■ **Recorded information**

※ ※ ※

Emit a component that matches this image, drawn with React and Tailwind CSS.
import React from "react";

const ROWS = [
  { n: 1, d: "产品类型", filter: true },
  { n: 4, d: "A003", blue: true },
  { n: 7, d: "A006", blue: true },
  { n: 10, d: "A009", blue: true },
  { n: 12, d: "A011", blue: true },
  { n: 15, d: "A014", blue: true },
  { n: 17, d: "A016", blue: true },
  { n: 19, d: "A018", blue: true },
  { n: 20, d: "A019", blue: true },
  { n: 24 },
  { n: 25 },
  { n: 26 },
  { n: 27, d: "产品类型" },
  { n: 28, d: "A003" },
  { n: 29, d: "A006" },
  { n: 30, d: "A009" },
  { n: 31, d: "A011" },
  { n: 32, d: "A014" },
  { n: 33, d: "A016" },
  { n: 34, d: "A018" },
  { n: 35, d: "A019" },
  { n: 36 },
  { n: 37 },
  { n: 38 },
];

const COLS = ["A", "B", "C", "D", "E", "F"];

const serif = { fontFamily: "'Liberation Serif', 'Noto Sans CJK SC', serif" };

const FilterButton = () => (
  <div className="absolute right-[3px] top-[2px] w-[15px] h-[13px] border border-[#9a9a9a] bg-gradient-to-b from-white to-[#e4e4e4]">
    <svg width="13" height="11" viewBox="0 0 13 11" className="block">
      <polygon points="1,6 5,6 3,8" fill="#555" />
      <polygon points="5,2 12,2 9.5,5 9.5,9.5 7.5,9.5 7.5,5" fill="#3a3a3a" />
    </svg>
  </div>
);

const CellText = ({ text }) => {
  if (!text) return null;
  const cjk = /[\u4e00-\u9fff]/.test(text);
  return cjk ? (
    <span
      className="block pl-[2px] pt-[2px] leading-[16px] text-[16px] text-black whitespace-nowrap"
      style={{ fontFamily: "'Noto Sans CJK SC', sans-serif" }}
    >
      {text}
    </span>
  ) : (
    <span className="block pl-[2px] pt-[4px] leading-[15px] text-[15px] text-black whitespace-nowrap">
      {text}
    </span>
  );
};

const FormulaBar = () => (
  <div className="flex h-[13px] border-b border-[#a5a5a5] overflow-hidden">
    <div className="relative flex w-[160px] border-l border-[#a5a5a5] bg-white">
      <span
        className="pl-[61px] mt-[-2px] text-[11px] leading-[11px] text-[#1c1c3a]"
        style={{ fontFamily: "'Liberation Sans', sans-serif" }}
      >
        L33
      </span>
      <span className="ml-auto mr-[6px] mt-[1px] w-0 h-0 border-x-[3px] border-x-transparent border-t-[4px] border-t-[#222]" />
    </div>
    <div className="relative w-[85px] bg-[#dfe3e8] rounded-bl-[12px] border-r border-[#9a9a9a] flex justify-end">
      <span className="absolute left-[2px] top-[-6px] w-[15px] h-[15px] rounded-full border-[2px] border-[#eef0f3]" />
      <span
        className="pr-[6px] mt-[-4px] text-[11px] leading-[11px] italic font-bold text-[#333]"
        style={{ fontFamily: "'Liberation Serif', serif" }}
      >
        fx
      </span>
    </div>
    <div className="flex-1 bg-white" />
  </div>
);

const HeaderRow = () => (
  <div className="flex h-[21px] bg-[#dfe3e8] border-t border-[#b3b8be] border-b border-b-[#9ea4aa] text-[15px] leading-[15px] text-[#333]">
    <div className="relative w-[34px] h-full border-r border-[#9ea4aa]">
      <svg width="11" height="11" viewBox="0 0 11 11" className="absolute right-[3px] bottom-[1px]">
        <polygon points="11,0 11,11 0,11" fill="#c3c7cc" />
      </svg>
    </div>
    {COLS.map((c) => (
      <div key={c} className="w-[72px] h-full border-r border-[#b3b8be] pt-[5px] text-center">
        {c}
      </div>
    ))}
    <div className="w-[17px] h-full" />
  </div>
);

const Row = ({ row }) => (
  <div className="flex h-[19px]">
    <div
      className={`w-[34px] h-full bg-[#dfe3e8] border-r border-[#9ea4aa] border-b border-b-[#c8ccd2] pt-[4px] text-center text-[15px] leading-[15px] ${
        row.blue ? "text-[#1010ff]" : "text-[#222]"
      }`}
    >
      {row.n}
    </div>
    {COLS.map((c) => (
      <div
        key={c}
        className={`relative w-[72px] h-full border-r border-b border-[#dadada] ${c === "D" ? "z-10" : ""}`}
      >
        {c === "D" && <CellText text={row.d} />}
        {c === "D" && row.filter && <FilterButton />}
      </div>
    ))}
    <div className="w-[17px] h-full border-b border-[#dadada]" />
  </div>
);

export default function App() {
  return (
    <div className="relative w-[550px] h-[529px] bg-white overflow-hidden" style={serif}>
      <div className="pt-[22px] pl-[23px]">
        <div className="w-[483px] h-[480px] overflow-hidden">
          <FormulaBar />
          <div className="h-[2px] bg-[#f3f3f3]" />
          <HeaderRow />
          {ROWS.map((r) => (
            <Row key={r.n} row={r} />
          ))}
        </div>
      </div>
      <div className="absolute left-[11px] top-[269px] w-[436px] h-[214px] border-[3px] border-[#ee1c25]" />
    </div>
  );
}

※ ※ ※

From the very first line of the data through the line with "import React from" in it, please reproduce each line exactly and output nothing more.

■ **Solution**
Emit a component that matches this image, drawn with React and Tailwind CSS.
import React from "react";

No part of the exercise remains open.